**DIRECTION**: Pictures do not belong in your copy. Repeat all the other data exactly.
— begin DATA EXTRACT —
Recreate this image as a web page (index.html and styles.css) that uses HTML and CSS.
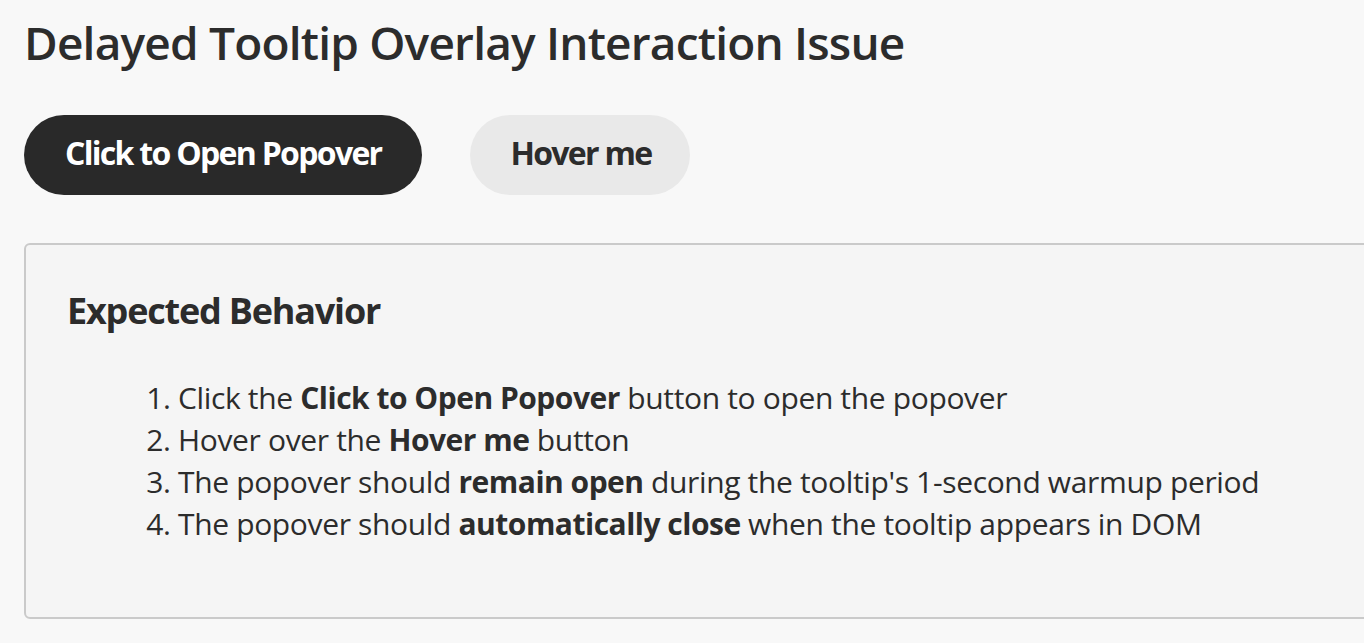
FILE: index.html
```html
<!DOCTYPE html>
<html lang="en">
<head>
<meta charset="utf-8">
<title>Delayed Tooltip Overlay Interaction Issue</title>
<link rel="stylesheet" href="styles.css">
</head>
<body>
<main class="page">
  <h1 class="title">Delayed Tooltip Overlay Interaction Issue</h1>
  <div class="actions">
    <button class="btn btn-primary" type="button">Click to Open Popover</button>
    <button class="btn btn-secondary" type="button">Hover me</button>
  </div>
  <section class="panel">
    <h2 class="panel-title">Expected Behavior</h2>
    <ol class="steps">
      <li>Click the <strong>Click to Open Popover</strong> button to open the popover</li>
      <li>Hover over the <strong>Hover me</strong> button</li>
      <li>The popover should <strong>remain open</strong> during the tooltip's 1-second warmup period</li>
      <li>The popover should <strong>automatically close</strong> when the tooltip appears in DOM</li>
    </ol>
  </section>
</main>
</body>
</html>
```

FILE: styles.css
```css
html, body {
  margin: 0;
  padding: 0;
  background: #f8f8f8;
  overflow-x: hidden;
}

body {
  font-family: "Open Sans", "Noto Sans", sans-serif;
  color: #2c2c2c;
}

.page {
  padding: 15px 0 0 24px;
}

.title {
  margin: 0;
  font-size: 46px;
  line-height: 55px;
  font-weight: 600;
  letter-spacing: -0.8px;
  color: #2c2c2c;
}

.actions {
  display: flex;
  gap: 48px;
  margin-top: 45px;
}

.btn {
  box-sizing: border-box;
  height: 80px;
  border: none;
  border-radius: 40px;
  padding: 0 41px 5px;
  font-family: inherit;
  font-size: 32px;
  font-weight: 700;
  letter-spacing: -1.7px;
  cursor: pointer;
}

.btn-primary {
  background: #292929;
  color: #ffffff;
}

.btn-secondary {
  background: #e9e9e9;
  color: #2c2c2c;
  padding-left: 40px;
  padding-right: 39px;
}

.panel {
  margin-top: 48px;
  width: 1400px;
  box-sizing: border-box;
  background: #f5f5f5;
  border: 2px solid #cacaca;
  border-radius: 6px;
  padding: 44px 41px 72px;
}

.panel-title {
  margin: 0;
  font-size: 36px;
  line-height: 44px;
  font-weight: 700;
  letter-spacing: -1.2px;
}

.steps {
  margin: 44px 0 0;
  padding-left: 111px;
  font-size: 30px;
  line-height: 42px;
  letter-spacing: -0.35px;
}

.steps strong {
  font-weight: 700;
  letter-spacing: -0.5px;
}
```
— end DATA EXTRACT —
**SOLUTION BELOW**:
Recreate this image as a web page (index.html and styles.css) that uses HTML and CSS.
FILE: index.html
```html
<!DOCTYPE html>
<html lang="en">
<head>
<meta charset="utf-8">
<title>Delayed Tooltip Overlay Interaction Issue</title>
<link rel="stylesheet" href="styles.css">
</head>
<body>
<main class="page">
  <h1 class="title">Delayed Tooltip Overlay Interaction Issue</h1>
  <div class="actions">
    <button class="btn btn-primary" type="button">Click to Open Popover</button>
    <button class="btn btn-secondary" type="button">Hover me</button>
  </div>
  <section class="panel">
    <h2 class="panel-title">Expected Behavior</h2>
    <ol class="steps">
      <li>Click the <strong>Click to Open Popover</strong> button to open the popover</li>
      <li>Hover over the <strong>Hover me</strong> button</li>
      <li>The popover should <strong>remain open</strong> during the tooltip's 1-second warmup period</li>
      <li>The popover should <strong>automatically close</strong> when the tooltip appears in DOM</li>
    </ol>
  </section>
</main>
</body>
</html>
```

FILE: styles.css
```css
html, body {
  margin: 0;
  padding: 0;
  background: #f8f8f8;
  overflow-x: hidden;
}

body {
  font-family: "Open Sans", "Noto Sans", sans-serif;
  color: #2c2c2c;
}

.page {
  padding: 15px 0 0 24px;
}

.title {
  margin: 0;
  font-size: 46px;
  line-height: 55px;
  font-weight: 600;
  letter-spacing: -0.8px;
  color: #2c2c2c;
}

.actions {
  display: flex;
  gap: 48px;
  margin-top: 45px;
}

.btn {
  box-sizing: border-box;
  height: 80px;
  border: none;
  border-radius: 40px;
  padding: 0 41px 5px;
  font-family: inherit;
  font-size: 32px;
  font-weight: 700;
  letter-spacing: -1.7px;
  cursor: pointer;
}

.btn-primary {
  background: #292929;
  color: #ffffff;
}

.btn-secondary {
  background: #e9e9e9;
  color: #2c2c2c;
  padding-left: 40px;
  padding-right: 39px;
}

.panel {
  margin-top: 48px;
  width: 1400px;
  box-sizing: border-box;
  background: #f5f5f5;
  border: 2px solid #cacaca;
  border-radius: 6px;
  padding: 44px 41px 72px;
}

.panel-title {
  margin: 0;
  font-size: 36px;
  line-height: 44px;
  font-weight: 700;
  letter-spacing: -1.2px;
}

.steps {
  margin: 44px 0 0;
  padding-left: 111px;
  font-size: 30px;
  line-height: 42px;
  letter-spacing: -0.35px;
}

.steps strong {
  font-weight: 700;
  letter-spacing: -0.5px;
}
```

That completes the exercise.